Von Cuxhaven, dem Kreuzfahrtgeburtshafen, ist in der Branche kaum noch die Rede. Von hier stachen einst Ballins Atlantikdampfer mit Auswanderern in See. Aber verkehrstechnisch stehen Steubenhöft und Hapag-Hallen heute im Abseits. Warnemünde liegt landseitig günstiger.
Das im Juni eröffnete dritte Kreuzfahrtterminal im Hamburger Hafen soll 80 Millionen Euro gekostet haben.
Dafür gibt es auch neue Arbeitsplätze: Die Aida-Reederei zentralisierte ihre Operationszentralen mit 150 Beschäftigten in Hamburg.
Auch andere Berufsgruppen, wie Tänzer, Musiker oder Hotelfachkräfte und Unternehmen wie örtliche Verkehrsbetriebe oder die Gastronomie profitieren.
Für Warnemünde nennt die Uni Rostock konkrete Zahlen: Passagiere und Crews gaben in der Saison 2015 in der Stadt rund 15 Millionen Euro aus. Hinzu kommen Umsätze, die Busreisefirmen, Landausflugsagenturen oder Hafenbetreiber erzielen.
175 Schiffsanläufe meldete der Rostocker Hafen in der vergangenen Saison. Die mehrere hundert Meter langen Kreuzfahrtschiffe steuern die kleine Hafenstadt an der Warnow frühmorgens an. Im Sonderzug der Bahn werden dann viele der bis zu 4.000 Kreuzfahrer nach Berlin gefahren – abends geht`s zurück.
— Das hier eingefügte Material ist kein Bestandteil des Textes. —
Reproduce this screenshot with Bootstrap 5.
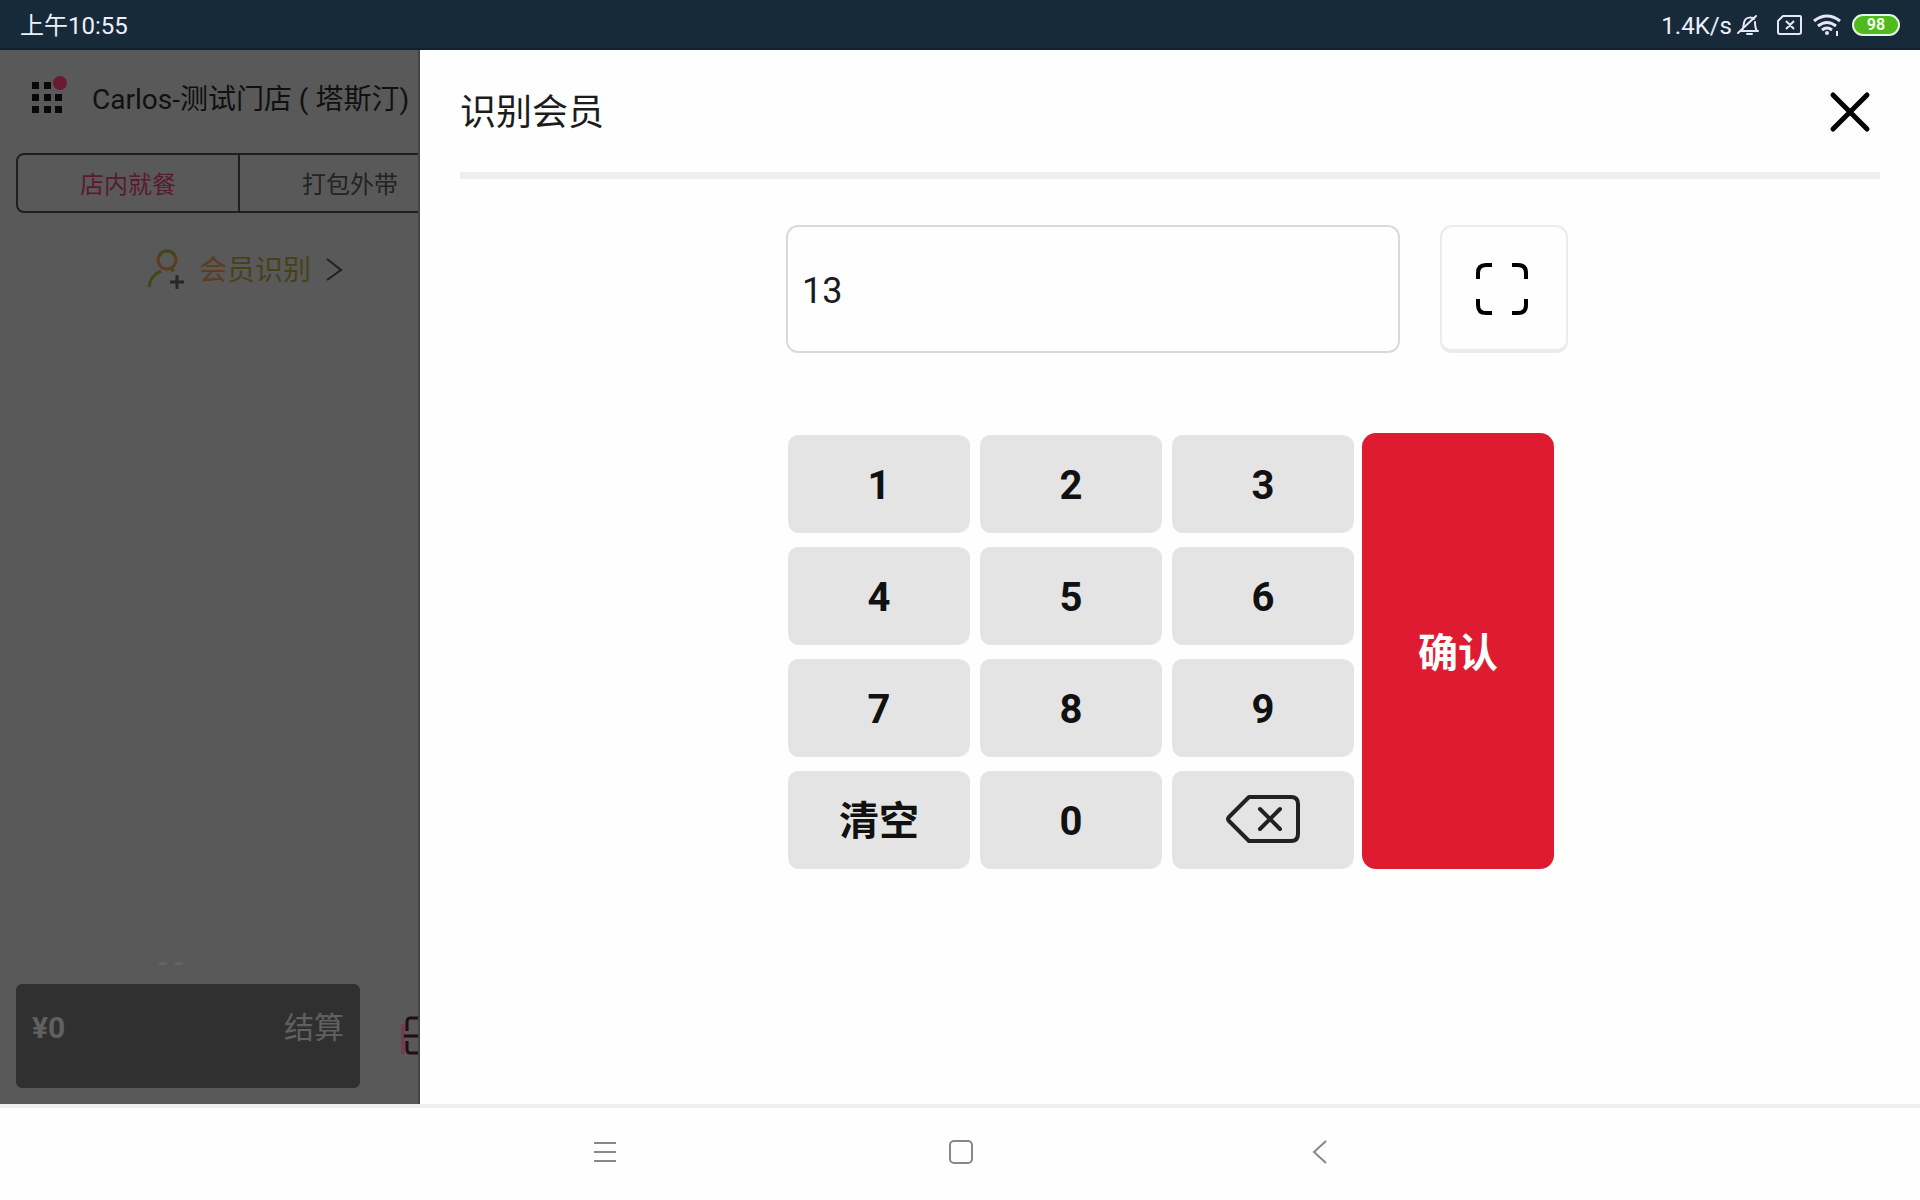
<!DOCTYPE html>
<html lang="zh-CN">
<head>
<meta charset="utf-8">
<meta name="viewport" content="width=device-width, initial-scale=1">
<title>识别会员</title>
<link href="https://cdn.jsdelivr.net/npm/bootstrap@5.3.0/dist/css/bootstrap.min.css" rel="stylesheet">
<style>
  body { font-family: Roboto, "Noto Sans CJK SC", sans-serif; background: #fefefe; color: #1c1c1c; }
  svg { display: block; flex: none; }
  .status-bar { height: 50px; padding: 2px 20px 0; background: #172a3a; color: #eef0fa; font-size: 24px; line-height: 24px; border-bottom: 2px solid #15202a; }
  .status-label { padding-top: 2px; }
  .battery { width: 48px; height: 22px; margin-left: 10px; border: 2px solid #e6f5e6; border-radius: 11px; background: #4dbb1c; color: #f2ffe8; font-size: 16px; line-height: 18px; font-weight: 700; text-align: center; }
  .order-side { width: 420px; flex: none; background: #595959; color: #111; border-right: 2px solid #444; }
  .store-head { padding: 24px 0 0 30px; gap: 22px; height: 103px; font-size: 28px; line-height: 52px; color: #101010; white-space: nowrap; }
  .tab-strip { margin-left: 16px; }
  .mode-tab { width: 222px; height: 60px; flex: none; font-size: 24px; padding: 4px 0 0; color: #232323; background: none; border: 2px solid #1f1f1f; }
  .mode-tab:first-child { border-radius: 8px 0 0 8px; width: 224px; color: #5a1a2e; }
  .mode-tab + .mode-tab { border-left: 0; border-radius: 0 8px 8px 0; }
  .member-link { margin-top: 32px; height: 48px; gap: 13px; margin-left: 146px; font-size: 28px; line-height: 48px; color: #45421a; text-decoration: none; }
  .member-link span { padding-top: 4px; }
  .member-link .warm { color: #5c3d20; }
  .side-foot { padding: 0 0 16px 16px; }
  .pay-btn { width: 344px; height: 104px; flex: none; background: #303030; color: #606060; border: 0; border-radius: 6px; padding: 20px 16px; font-size: 30px; line-height: 48px; }
  .member-panel { padding: 0 40px; min-width: 0; }
  .panel-head { height: 122px; padding-top: 2px; }
  .panel-title { font-size: 36px; line-height: 48px; font-weight: 400; margin: 0; padding-top: 2px; }
  .panel-rule { height: 7px; background: #eee; }
  .entry-area { width: 768px; margin: 46px auto 0; }
  .entry-row { gap: 40px; margin-bottom: 80px; }
  .phone-box { width: 614px; height: 128px; flex: none; border: 2px solid #dadada; border-radius: 12px; padding: 4px 14px 0; font-size: 36px; color: #1c1c1c; background: #fefefe; }
  .scan-btn { width: 128px; height: 128px; flex: none; border: 2px solid #ebebeb; border-bottom: 4px solid #ebebeb; border-radius: 12px; background: #fefefe; padding: 2px 4px 0 0; }
  .keypad { display: grid; grid-template-columns: repeat(3, 184px) 192px; grid-auto-rows: 100px; gap: 12px 8px; }
  .pad-key { background: #e4e4e4; background-clip: padding-box; border: 0 solid transparent; border-width: 2px 0 0 2px; border-radius: 12px; padding: 4px 0 0; font-size: 40px; font-weight: 700; line-height: 48px; color: #111; }
  .confirm-key { grid-column: 4; grid-row: 1 / span 4; background: #df1b32; color: #fff; border: 0; border-radius: 14px; padding-top: 6px; }
  .sys-nav { height: 96px; border-top: 4px solid #eee; padding-bottom: 4px; }
  .sys-btn { width: 358px; height: 88px; border: 0; background: none; padding: 0; }
</style>
<script src="https://cdn.jsdelivr.net/npm/bootstrap@5.3.0/dist/js/bootstrap.bundle.min.js"></script>
</head>
<body>
<div class="d-flex flex-column min-vh-100">
  <header class="status-bar d-flex align-items-center justify-content-between">
    <span class="status-label">上午10:55</span>
    <div class="d-flex align-items-center">
      <span class="status-label me-1">1.4K/s</span>
      <svg width="24" height="24" viewBox="0 0 24 24" fill="none" stroke="#e6e6f6" stroke-width="2" stroke-linecap="round" stroke-linejoin="round"><path d="M5 18h17M6 18c2-3 1-8 3-11 2-3 7-3 9-1M19 9c0 4 0 6 2 9M11 21h5M2 20 20 3"/></svg>
      <svg class="ms-3" width="28" height="24" viewBox="0 0 28 24" fill="none" stroke="#e6e6f6" stroke-width="2" stroke-linejoin="round"><path d="M7 3h17a1 1 0 0 1 1 1v15a2 2 0 0 1-2 2H4a2 2 0 0 1-2-2V8zM10 8l8 8M18 8l-8 8"/></svg>
      <svg class="ms-2" width="30" height="24" viewBox="0 0 30 24" fill="none" stroke="#e6e6f6" stroke-width="3"><path d="M2 8q13-10 26 0M6 13q9-7 18 0M10 17q5-4 10 0"/><circle cx="15" cy="20" r="2" fill="#e6e6f6" stroke="none"/><path d="M25 18v5" stroke-width="2"/></svg>
      <span class="battery">98</span>
    </div>
  </header>

  <div class="d-flex flex-grow-1">
    <aside class="order-side d-flex flex-column overflow-hidden">
      <div class="store-head d-flex">
        <svg width="40" height="48" viewBox="0 0 40 48"><g fill="#080808"><path d="M2 8h7v7H2zM14 8h7v7h-7zM2 20h7v7H2zM14 20h7v7h-7zM25 20h7v7h-7zM2 32h7v7H2zM14 32h7v7h-7zM25 32h7v7h-7z"/></g><circle cx="30" cy="9" r="7" fill="#6b1a31"/></svg>
        <span>Carlos-测试门店 ( 塔斯汀)</span>
      </div>
      <div class="tab-strip d-flex">
        <button type="button" class="mode-tab">店内就餐</button>
        <button type="button" class="mode-tab">打包外带</button>
      </div>
      <a href="#" class="member-link d-flex align-items-center">
        <svg width="40" height="44" viewBox="0 0 40 44" fill="none" stroke-width="3"><circle cx="21" cy="13" r="9" stroke="#5c3d20"/><path d="M13 9a9 9 0 0 1 16 0M3 40c1-9 5-13 12-16M28 22l-3 2" stroke="#43451a"/><path d="M24 35h14M31 28v14" stroke="#282828"/></svg>
        <span><span class="warm">会</span>员识别</span>
        <svg width="24" height="28" viewBox="0 0 24 28" fill="none" stroke="#202020" stroke-width="2"><path d="M3 4l14 11L3 25"/></svg>
      </a>
      <div class="mt-auto">
        <svg class="mx-auto" width="104" height="22" viewBox="0 0 104 22" fill="#636363"><path d="M2 0h8v3H2zM18 0h8v3h-8z"/></svg>
      </div>
      <div class="side-foot d-flex align-items-center">
        <button type="button" class="pay-btn d-flex justify-content-between align-items-start"><b>¥0</b><span>结算</span></button>
        <svg width="58" height="40" viewBox="0 0 58 40" fill="none" stroke="#210d14" stroke-width="3"><path d="M43 8v30" stroke="#713e4d" stroke-width="4"/><path d="M60 2H50q-3 0-3 4v9M44 20h16M47 25v8q0 4 3 4h10"/></svg>
      </div>
    </aside>

    <main class="member-panel flex-grow-1">
      <div class="panel-head d-flex align-items-center justify-content-between">
        <h1 class="panel-title">识别会员</h1>
        <button type="button" class="btn p-0 border-0 me-2" aria-label="关闭">
          <svg width="44" height="44" viewBox="0 0 44 44" fill="none" stroke="#000" stroke-width="5" stroke-linecap="round"><path d="M5 5l34 34M39 5L5 39"/></svg>
        </button>
      </div>
      <div class="panel-rule"></div>
      <form class="entry-area">
        <div class="entry-row d-flex">
          <input type="text" class="phone-box" value="13" aria-label="会员手机号">
          <button type="button" class="scan-btn d-flex align-items-center justify-content-center" aria-label="扫码">
            <svg width="52" height="52" viewBox="0 0 52 52" fill="none" stroke="#000" stroke-width="4"><path d="M2 16v-6q0-8 8-8h6M36 2h6q8 0 8 8v6M2 36v6q0 8 8 8h6M36 50h6q8 0 8-8v-6"/></svg>
          </button>
        </div>
        <div class="keypad">
          <button type="button" class="pad-key">1</button>
          <button type="button" class="pad-key">2</button>
          <button type="button" class="pad-key">3</button>
          <button type="button" class="pad-key">4</button>
          <button type="button" class="pad-key">5</button>
          <button type="button" class="pad-key">6</button>
          <button type="button" class="pad-key">7</button>
          <button type="button" class="pad-key">8</button>
          <button type="button" class="pad-key">9</button>
          <button type="button" class="pad-key">清空</button>
          <button type="button" class="pad-key">0</button>
          <button type="button" class="pad-key p-0 d-flex align-items-center justify-content-center" aria-label="退格">
            <svg width="74" height="50" viewBox="0 0 74 50" fill="none" stroke="#222" stroke-width="4" stroke-linecap="round" stroke-linejoin="round"><path d="M23 2h42q7 0 7 7v30q0 7-7 7H23L3 26q-2-2 0-4zM34 14l20 20M54 14L34 34"/></svg>
          </button>
          <button type="submit" class="pad-key confirm-key">确认</button>
        </div>
      </form>
    </main>
  </div>

  <nav class="sys-nav d-flex justify-content-center align-items-center">
    <button type="button" class="sys-btn d-flex justify-content-center align-items-center" aria-label="菜单"><svg width="28" height="28" viewBox="0 0 28 28" stroke="#888" stroke-width="2"><path d="M6 5h22M6 14h22M6 23h22"/></svg></button>
    <button type="button" class="sys-btn d-flex justify-content-center align-items-center" aria-label="主页"><svg width="28" height="28" viewBox="0 0 28 28" fill="none" stroke="#888" stroke-width="2"><rect x="4" y="3" width="22" height="22" rx="4"/></svg></button>
    <button type="button" class="sys-btn d-flex justify-content-center align-items-center" aria-label="返回"><svg width="28" height="28" viewBox="0 0 28 28" fill="none" stroke="#888" stroke-width="2"><path d="M22 3L10 14l12 11"/></svg></button>
  </nav>
</div>
</body>
</html>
Dann laufen die Schiffe wieder aus, zum nächsten europäischen Hafen.
Vor allem amerikanische Touristen verbinden mit Deutschland allein Berlin. Das ändern sollte die Olympia-Bewerbung von Hamburg, hoffte Sacha Rougier, neue Geschäftsführerin von Cruise Gate Hamburg. „Die Stadt ist international zu wenig bekannt“, sagt sie.
Wirtschaftssenator Frank Horch hatte die Managerin in Marseille, das jährlich 1,3 Millionen Kreuzfahrtpassagiere hat, angeheuert. In Hamburg gibt es erst seit 2002 Kreuzfahrtterminals. Bis heute landen nur halb so viele Menschen an. Noch. Die Neuorganisation des Kreuzfahrtgeschäftes solle „die Begeisterung der Bevölkerung aufnehmen“, sagt Rougier. Nirgends schauen so viele Menschen zu, wenn Kreuzfahrtschiffe in den Hafen einlaufen, wie am Elbdeich und dem Hamburger Hafen.
Im Sommer wurde das dritte Abfertigungsterminal auf Steinwerder eröffnet. Ein viertes wird in Politik und Wirtschaft gerade diskutiert. Für 2016 erwartet Rougier einen Zuwachs bei den Passagierzahlen von über 25 Prozent. Ein dickes Plus gegenüber den sinkenden Umschlagszahlen im Frachtverkehr. Und noch einen Vorteil bietet der touristische Hafenersatzverkehr: Selbst den dicksten Pötten wie der „Queen Mary 2“ reichen zehn Meter Wassertiefe. Dazu bedarf es nicht erst einer Elbvertiefung.